## The problem
Give back the full listing verbatim, apart from its images.

--- Start of Information provided ---

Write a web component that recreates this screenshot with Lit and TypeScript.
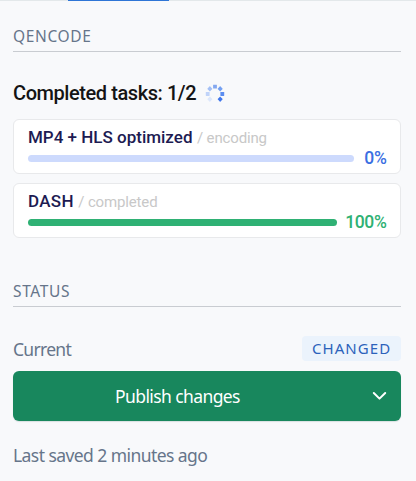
import { LitElement, html, svg, css } from "lit";
import { customElement, property } from "lit/decorators.js";
import { styleMap } from "lit/directives/style-map.js";

@customElement("busy-ring")
class BusyRing extends LitElement {
  static styles = css`
    :host { display: block; width: 20px; height: 20px; margin-top: 2px; }
    svg { display: block; }
  `;
  render() {
    const dots = [
      { angle: 0, color: "#84a8ef" },
      { angle: 45, color: "#74a0f2" },
      { angle: 90, color: "#5b8df0" },
      { angle: 135, color: "#3f76ec" },
      { angle: 225, color: "#dce7fc" },
      { angle: 270, color: "#c0d3f9" },
      { angle: 315, color: "#a2bff6" },
    ];
    return html`<svg width="20" height="20" viewBox="-10 -10 20 20">
      ${dots.map((d) => svg`<rect x="-1.9" y="-9.2" width="3.8" height="3.8" rx=".3" fill=${d.color} transform="rotate(${d.angle})"></rect>`)}
    </svg>`;
  }
}

@customElement("task-card")
class TaskCard extends LitElement {
  @property() name = "";
  @property() status = "";
  @property() percent = "";
  @property() color = "";
  @property() track = "";
  @property() spacing = "0px";
  static styles = css`
    :host { display: block; box-sizing: border-box; height: 55px; padding: 6px 14px 0; background: #fff; border: 1px solid #e8e9eb; border-radius: 6px; }
    .title { display: flex; align-items: baseline; height: 23px; line-height: 22px; white-space: pre; }
    .name { color: #1d1b52; font-size: 17px; font-weight: 500; }
    .status { color: #c8c8c8; font-size: 15px; letter-spacing: -0.15px; margin-left: 4.5px; }
    .progress { display: flex; align-items: center; height: 18px; gap: 8.5px; }
    .bar { flex: 1; height: 7px; border-radius: 4px; }
    .percent { min-width: 24px; text-align: right; font-size: 17.5px; font-weight: 500; line-height: 18px; letter-spacing: -0.4px; margin-right: -0.4px; }
  `;
  render() {
    return html`
      <div class="title">
        <span class="name" style=${styleMap({ letterSpacing: this.spacing })}>${this.name}</span>
        <span class="status">/ ${this.status}</span>
      </div>
      <div class="progress">
        <div class="bar" style=${styleMap({ background: this.track })}></div>
        <span class="percent" style=${styleMap({ color: this.color })}>${this.percent}</span>
      </div>`;
  }
}

@customElement("app-root")
class AppRoot extends LitElement {
  static styles = css`
    :host { display: block; box-sizing: border-box; width: 416px; height: 481px; overflow: hidden; background: #f8f9fb; font-family: "Noto Sans", sans-serif; color: #66758a; }
    .tabs { height: 1px; background: #e3e8ea; }
    .active { width: 101px; height: 1px; margin-left: 68px; background: #2e75d6; }
    .panel { padding: 0 15px 0 13px; }
    .heading { box-sizing: border-box; height: 51px; padding-top: 24px; line-height: 22px; font-size: 15.5px; letter-spacing: 0.65px; border-bottom: 1px solid #c9ccd1; }
    .tasks { font-family: Roboto, sans-serif; }
    .summary { display: flex; align-items: center; gap: 9px; height: 26px; margin-top: 28px; color: #141414; font-size: 20px; font-weight: 500; letter-spacing: -0.43px; white-space: nowrap; }
    .list { display: grid; gap: 9px; margin-top: 13px; }
    .second { height: 51px; margin-top: 18px; }
    .current { display: flex; align-items: center; justify-content: space-between; height: 25px; margin-top: 29px; }
    .label { font-size: 17.5px; line-height: 25px; letter-spacing: -0.7px; padding-top: 2px; }
    .badge { box-sizing: border-box; width: 99px; height: 25px; padding-left: 10px; line-height: 25px; border-radius: 4px; background: #ebf3fc; color: #2b62bb; font-size: 15px; letter-spacing: 1.05px; white-space: nowrap; }
    .publish { display: flex; align-items: center; box-sizing: border-box; width: 100%; height: 50px; margin: 10px 0 0; padding: 0 14px 0 0; border: 0; border-radius: 6px; background: #18875d; color: #fff; font: 17.5px "Noto Sans", sans-serif; box-shadow: 0 1px 1px #d9e0e2; }
    .action { flex: 1; letter-spacing: -0.6px; margin-right: 30px; text-align: center; }
    .saved { margin-top: 22px; font-size: 17.5px; line-height: 25px; letter-spacing: -0.57px; white-space: nowrap; }
  `;
  render() {
    return html`
      <div class="tabs"><div class="active"></div></div>
      <div class="panel">
        <div class="heading"><span>QENCODE</span></div>
        <section class="tasks">
          <div class="summary"><span>Completed tasks: 1/2</span><busy-ring></busy-ring></div>
          <div class="list">
            <task-card name="MP4 + HLS optimized" status="encoding" percent="0%" color="#3b6fe2" track="#cddafd"></task-card>
            <task-card name="DASH" status="completed" percent="100%" color="#2fb174" track="#2fb174" spacing="0.3px"></task-card>
          </div>
        </section>
        <div class="heading second"><span>STATUS</span></div>
        <div class="current"><span class="label">Current</span><span class="badge">CHANGED</span></div>
        <button class="publish">
          <span class="action"><span>Publish changes</span></span>
          <svg width="15" height="10" viewBox="0 0 15 10" fill="none" stroke="#fff" stroke-width="2" stroke-linecap="round" stroke-linejoin="round"><path d="M1.8 2 7.5 7.6 13.2 2"></path></svg>
        </button>
        <div class="saved"><span>Last saved 2 minutes ago</span></div>
      </div>`;
  }
}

--- End of Information provided ---

## Exercise solution
Write a web component that recreates this screenshot with Lit and TypeScript.
import { LitElement, html, svg, css } from "lit";
import { customElement, property } from "lit/decorators.js";
import { styleMap } from "lit/directives/style-map.js";

@customElement("busy-ring")
class BusyRing extends LitElement {
  static styles = css`
    :host { display: block; width: 20px; height: 20px; margin-top: 2px; }
    svg { display: block; }
  `;
  render() {
    const dots = [
      { angle: 0, color: "#84a8ef" },
      { angle: 45, color: "#74a0f2" },
      { angle: 90, color: "#5b8df0" },
      { angle: 135, color: "#3f76ec" },
      { angle: 225, color: "#dce7fc" },
      { angle: 270, color: "#c0d3f9" },
      { angle: 315, color: "#a2bff6" },
    ];
    return html`<svg width="20" height="20" viewBox="-10 -10 20 20">
      ${dots.map((d) => svg`<rect x="-1.9" y="-9.2" width="3.8" height="3.8" rx=".3" fill=${d.color} transform="rotate(${d.angle})"></rect>`)}
    </svg>`;
  }
}

@customElement("task-card")
class TaskCard extends LitElement {
  @property() name = "";
  @property() status = "";
  @property() percent = "";
  @property() color = "";
  @property() track = "";
  @property() spacing = "0px";
  static styles = css`
    :host { display: block; box-sizing: border-box; height: 55px; padding: 6px 14px 0; background: #fff; border: 1px solid #e8e9eb; border-radius: 6px; }
    .title { display: flex; align-items: baseline; height: 23px; line-height: 22px; white-space: pre; }
    .name { color: #1d1b52; font-size: 17px; font-weight: 500; }
    .status { color: #c8c8c8; font-size: 15px; letter-spacing: -0.15px; margin-left: 4.5px; }
    .progress { display: flex; align-items: center; height: 18px; gap: 8.5px; }
    .bar { flex: 1; height: 7px; border-radius: 4px; }
    .percent { min-width: 24px; text-align: right; font-size: 17.5px; font-weight: 500; line-height: 18px; letter-spacing: -0.4px; margin-right: -0.4px; }
  `;
  render() {
    return html`
      <div class="title">
        <span class="name" style=${styleMap({ letterSpacing: this.spacing })}>${this.name}</span>
        <span class="status">/ ${this.status}</span>
      </div>
      <div class="progress">
        <div class="bar" style=${styleMap({ background: this.track })}></div>
        <span class="percent" style=${styleMap({ color: this.color })}>${this.percent}</span>
      </div>`;
  }
}

@customElement("app-root")
class AppRoot extends LitElement {
  static styles = css`
    :host { display: block; box-sizing: border-box; width: 416px; height: 481px; overflow: hidden; background: #f8f9fb; font-family: "Noto Sans", sans-serif; color: #66758a; }
    .tabs { height: 1px; background: #e3e8ea; }
    .active { width: 101px; height: 1px; margin-left: 68px; background: #2e75d6; }
    .panel { padding: 0 15px 0 13px; }
    .heading { box-sizing: border-box; height: 51px; padding-top: 24px; line-height: 22px; font-size: 15.5px; letter-spacing: 0.65px; border-bottom: 1px solid #c9ccd1; }
    .tasks { font-family: Roboto, sans-serif; }
    .summary { display: flex; align-items: center; gap: 9px; height: 26px; margin-top: 28px; color: #141414; font-size: 20px; font-weight: 500; letter-spacing: -0.43px; white-space: nowrap; }
    .list { display: grid; gap: 9px; margin-top: 13px; }
    .second { height: 51px; margin-top: 18px; }
    .current { display: flex; align-items: center; justify-content: space-between; height: 25px; margin-top: 29px; }
    .label { font-size: 17.5px; line-height: 25px; letter-spacing: -0.7px; padding-top: 2px; }
    .badge { box-sizing: border-box; width: 99px; height: 25px; padding-left: 10px; line-height: 25px; border-radius: 4px; background: #ebf3fc; color: #2b62bb; font-size: 15px; letter-spacing: 1.05px; white-space: nowrap; }
    .publish { display: flex; align-items: center; box-sizing: border-box; width: 100%; height: 50px; margin: 10px 0 0; padding: 0 14px 0 0; border: 0; border-radius: 6px; background: #18875d; color: #fff; font: 17.5px "Noto Sans", sans-serif; box-shadow: 0 1px 1px #d9e0e2; }
    .action { flex: 1; letter-spacing: -0.6px; margin-right: 30px; text-align: center; }
    .saved { margin-top: 22px; font-size: 17.5px; line-height: 25px; letter-spacing: -0.57px; white-space: nowrap; }
  `;
  render() {
    return html`
      <div class="tabs"><div class="active"></div></div>
      <div class="panel">
        <div class="heading"><span>QENCODE</span></div>
        <section class="tasks">
          <div class="summary"><span>Completed tasks: 1/2</span><busy-ring></busy-ring></div>
          <div class="list">
            <task-card name="MP4 + HLS optimized" status="encoding" percent="0%" color="#3b6fe2" track="#cddafd"></task-card>
            <task-card name="DASH" status="completed" percent="100%" color="#2fb174" track="#2fb174" spacing="0.3px"></task-card>
          </div>
        </section>
        <div class="heading second"><span>STATUS</span></div>
        <div class="current"><span class="label">Current</span><span class="badge">CHANGED</span></div>
        <button class="publish">
          <span class="action"><span>Publish changes</span></span>
          <svg width="15" height="10" viewBox="0 0 15 10" fill="none" stroke="#fff" stroke-width="2" stroke-linecap="round" stroke-linejoin="round"><path d="M1.8 2 7.5 7.6 13.2 2"></path></svg>
        </button>
        <div class="saved"><span>Last saved 2 minutes ago</span></div>
      </div>`;
  }
}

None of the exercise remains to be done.